Accommodating Offset IF Filters

Digitally synthesized FM tuners normally use ceramic IF filters centered at 10.7 MHz. But the characteristics of individual filters vary. Murata specifies filter center frequency as 10.67 to 10.73 MHz. Outlier filters may make a tuner more susceptible to interference on one side of channel center than the other. Filter offset also can increase distortion and modulation-induced noise. You may encounter these issues with original filters or when upgrading to narrower filters to improve selectivity.

You can accommodate a noncentered filter by offsetting the synthesized local oscillator to move the IF to the center of the filter passband. All that's necessary is to substitute a trimmer for a fixed capacitor in the reference-frequency crystal oscillator.

This shows the reference oscillator circuit of a Sony ST-S555ES tuner. The reference crystal is in the feedback loop of a CMOS amplifier within the synthesizer chip. I found the oscillator frequency to be most sensitive to C608, the shunt capacitor at the amplifier input on pin 3. I substituted a small trimmer capacitor for it.

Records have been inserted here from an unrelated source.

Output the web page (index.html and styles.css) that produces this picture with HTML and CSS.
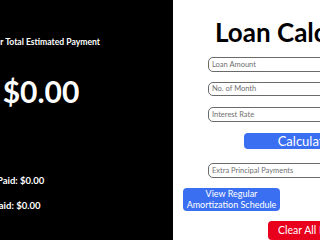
FILE: index.html
```html
<!DOCTYPE html>
<html>
<head>
<meta charset="utf-8">
<link rel="stylesheet" href="styles.css">
</head>
<body>
<div class="page">
  <div class="results">
    <div class="results-inner">
      <div class="est-label">Your Total Estimated Payment</div>
      <div class="est-value">$0.00</div>
      <div class="paid">Total Principal Paid: $0.00</div>
      <div class="paid second">Total Interest Paid: $0.00</div>
    </div>
  </div>
  <div class="form">
    <h1 class="title">Loan Calculator</h1>
    <input class="field" type="text" placeholder="Loan Amount">
    <input class="field f2" type="text" placeholder="No. of Month">
    <input class="field f3" type="text" placeholder="Interest Rate">
    <button class="btn calc">Calculate</button>
    <input class="field extra" type="text" placeholder="Extra Principal Payments">
    <button class="btn view">View Regular Amortization Schedule</button>
    <button class="btn clear">Clear All Fields</button>
  </div>
</div>
</body>
</html>
```
FILE: styles.css
```css
html, body {
  margin: 0;
  padding: 0;
  width: 320px;
  height: 240px;
  overflow: hidden;
  background: #fff;
  font-family: Lato, "Open Sans", sans-serif;
}
.page {
  display: flex;
  width: 320px;
  height: 240px;
  overflow: hidden;
}
.results {
  flex: none;
  width: 173px;
  height: 240px;
  background: #000;
  color: #fff;
  overflow: hidden;
}
.results-inner {
  width: 200px;
  margin-left: -59px;
  padding-top: 36px;
}
.est-label {
  text-align: center;
  font-size: 8.6px;
  font-weight: 700;
  line-height: 12px;
  padding-left: 4px;
}
.est-value {
  text-align: center;
  font-size: 30px;
  font-weight: 700;
  line-height: 34px;
  margin-top: 26px;
}
.paid {
  font-size: 9.5px;
  font-weight: 700;
  line-height: 12px;
  margin-top: 67px;
  margin-left: -6px;
}
.paid.second {
  margin-top: 13px;
  margin-left: -6px;
}
.form {
  flex: none;
  width: 300px;
  display: flex;
  flex-direction: column;
  align-items: flex-start;
}
.title {
  margin: 15px 0 0 42px;
  font-size: 26px;
  font-weight: 700;
  line-height: 34px;
  color: #000;
  white-space: nowrap;
}
.field {
  box-sizing: border-box;
  width: 200px;
  height: 16px;
  margin: 8px 0 0 35px;
  border: 1.5px solid #6a6a6a;
  border-radius: 5px;
  padding: 0 3px;
  font-family: Lato, "Open Sans", sans-serif;
  font-size: 7.5px;
  color: #333;
  background: #fff;
}
.field.f2 {
  margin-top: 10px;
}
.field.f3 {
  margin-top: 11px;
}
.field::placeholder {
  color: #707070;
}
.btn {
  border: none;
  color: #fff;
  font-family: Lato, "Open Sans", sans-serif;
  border-radius: 4px;
  padding: 0;
  white-space: nowrap;
}
.calc {
  margin: 11px 0 0 71px;
  width: 120px;
  height: 16px;
  background: #3b6ff2;
  font-size: 13px;
  line-height: 16px;
}
.field.extra {
  margin-top: 14px;
}
.view {
  margin: 10px 0 0 10px;
  width: 97px;
  height: 26px;
  background: #3b6ff2;
  font-size: 9px;
  line-height: 11px;
  white-space: normal;
}
.clear {
  margin: 10px 0 0 95px;
  width: 90px;
  height: 20px;
  background: #e8001c;
  font-size: 10.5px;
  line-height: 19px;
  text-align: left;
  padding-left: 10px;
}
```
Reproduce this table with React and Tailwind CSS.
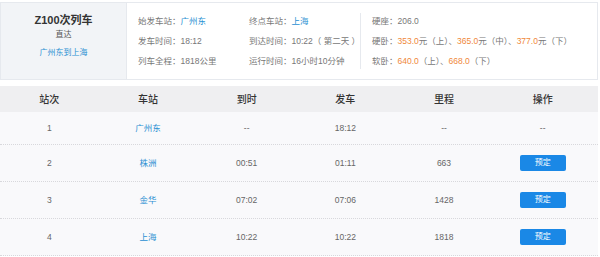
import React from "react";

const font = { fontFamily: '"Liberation Sans", "Noto Sans CJK SC", sans-serif' };

const rows = [
  { n: "1", s: "广州东", a: "--", d: "18:12", k: "--", btn: false },
  { n: "2", s: "株洲", a: "00:51", d: "01:11", k: "663", btn: true },
  { n: "3", s: "金华", a: "07:02", d: "07:06", k: "1428", btn: true },
  { n: "4", s: "上海", a: "10:22", d: "10:22", k: "1818", btn: true },
];

function Info({ label, children }) {
  return (
    <div className="h-[20px] flex items-center text-[8.5px] text-[#777] whitespace-nowrap">
      <span>{label}：</span>
      {children}
    </div>
  );
}

export default function App() {
  return (
    <div className="w-[600px] h-[257px] bg-white overflow-hidden pt-[2px]" style={font}>
      <div className="w-[598px] h-[78px] border border-[#e6e9ee] flex">
        <div className="w-[126px] bg-[#f2f4f7] border-r border-[#e6e9ee] flex flex-col items-center pt-[10px]">
          <div className="text-[11px] font-bold text-[#333] leading-[14px]">Z100次列车</div>
          <div className="text-[8px] text-[#555] leading-[12px] mt-[2px]">直达</div>
          <div className="text-[8px] text-[#2a8fd2] leading-[12px] mt-[6px]">广州东到上海</div>
        </div>
        <div className="flex pt-[8px] pl-[11px]">
          <div className="w-[111px] flex flex-col">
            <Info label="始发车站"><span className="text-[#2a8fd2]">广州东</span></Info>
            <Info label="发车时间"><span>18:12</span></Info>
            <Info label="列车全程"><span>1818公里</span></Info>
          </div>
          <div className="w-[111px] flex flex-col">
            <Info label="终点车站"><span className="text-[#2a8fd2]">上海</span></Info>
            <Info label="到达时间"><span>10:22（ 第二天 ）</span></Info>
            <Info label="运行时间"><span>16小时10分钟</span></Info>
          </div>
        </div>
        <div className="my-[10px] border-l border-[#e6e9ee]" />
        <div className="flex flex-col pt-[8px] pl-[11px]">
          <Info label="硬座"><span>206.0</span></Info>
          <Info label="硬卧">
            <span className="text-[#f0883a]">353.0</span><span>元（上）、</span>
            <span className="text-[#f0883a]">365.0</span><span>元（中）、</span>
            <span className="text-[#f0883a]">377.0</span><span>元（下）</span>
          </Info>
          <Info label="软卧">
            <span className="text-[#f0883a]">640.0</span><span>（上）、</span>
            <span className="text-[#f0883a]">668.0</span><span>（下）</span>
          </Info>
        </div>
      </div>

      <div className="w-[598px] mt-[6px] bg-[#f9f9fb]">
        <div className="grid grid-cols-6 pr-[6px] h-[26px] bg-[#efeff1] items-center text-center text-[10px] text-[#333] font-medium">
          <div>站次</div>
          <div>车站</div>
          <div>到时</div>
          <div>发车</div>
          <div>里程</div>
          <div>操作</div>
        </div>
        {rows.map((r) => (
          <div
            key={r.n}
            className={`grid grid-cols-6 pr-[6px] items-center text-center text-[8.5px] text-[#666] border-b border-dotted border-[#d8d8dc] ${r.btn ? "h-[37px]" : "h-[33px]"}`}
          >
            <div>{r.n}</div>
            <div className="text-[#2a8fd2]">{r.s}</div>
            <div>{r.a}</div>
            <div>{r.d}</div>
            <div>{r.k}</div>
            <div className="flex justify-center">
              {r.btn ? (
                <div className="w-[46px] h-[16px] rounded-[2px] bg-[#1a88e6] text-white text-[8px] flex items-center justify-center">
                  预定
                </div>
              ) : (
                <span>--</span>
              )}
            </div>
          </div>
        ))}
      </div>
    </div>
  );
}
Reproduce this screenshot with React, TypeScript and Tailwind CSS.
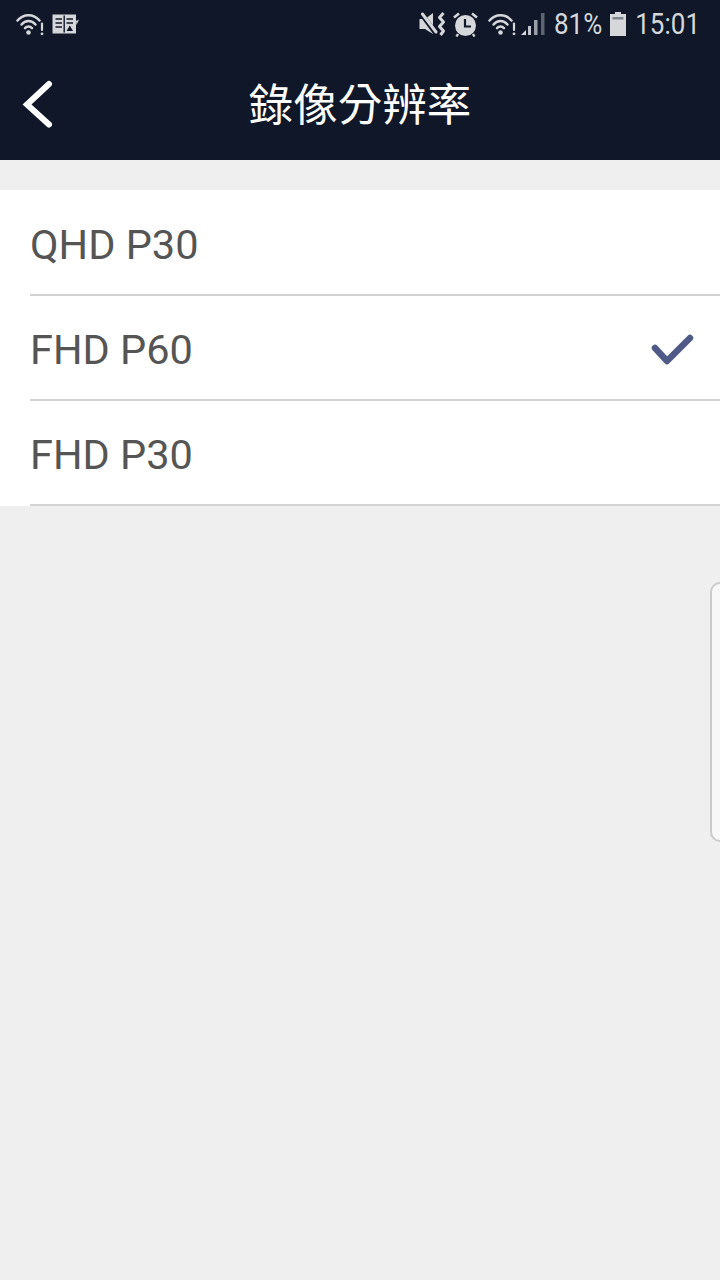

This shows the trimmer installed in the tuner. To maximize modulation acceptance in narrow-IF mode, I adjusted it on a strong, overdeviated signal for symmetrical waveform clipping. An alternative is to adjust it on a weak signal for equal modulation-induced noise on positive and negative waveform tips. Perfectly symmetrical IF filters will simultaneously satisfy both conditions, but this seldom occurs. Adjust a single-bandwidth, wide-IF tuner for minimum stereo distortion.

Changing the synthesizer reference frequency alters the tuning-step size. While filter alignment will be exact at only one spot on the dial, the error will be no more than 10.7% of the filter offset if adjusted for zero at 97.5 MHz, the geometric center of the FM band. For example, if you correct a filter whose passband is offset 30 kHz, alignment error will be zero at 97.5 MHz, 3.2 kHz at 88 MHz, and 3.2 kHz in the other direction at 108 MHz.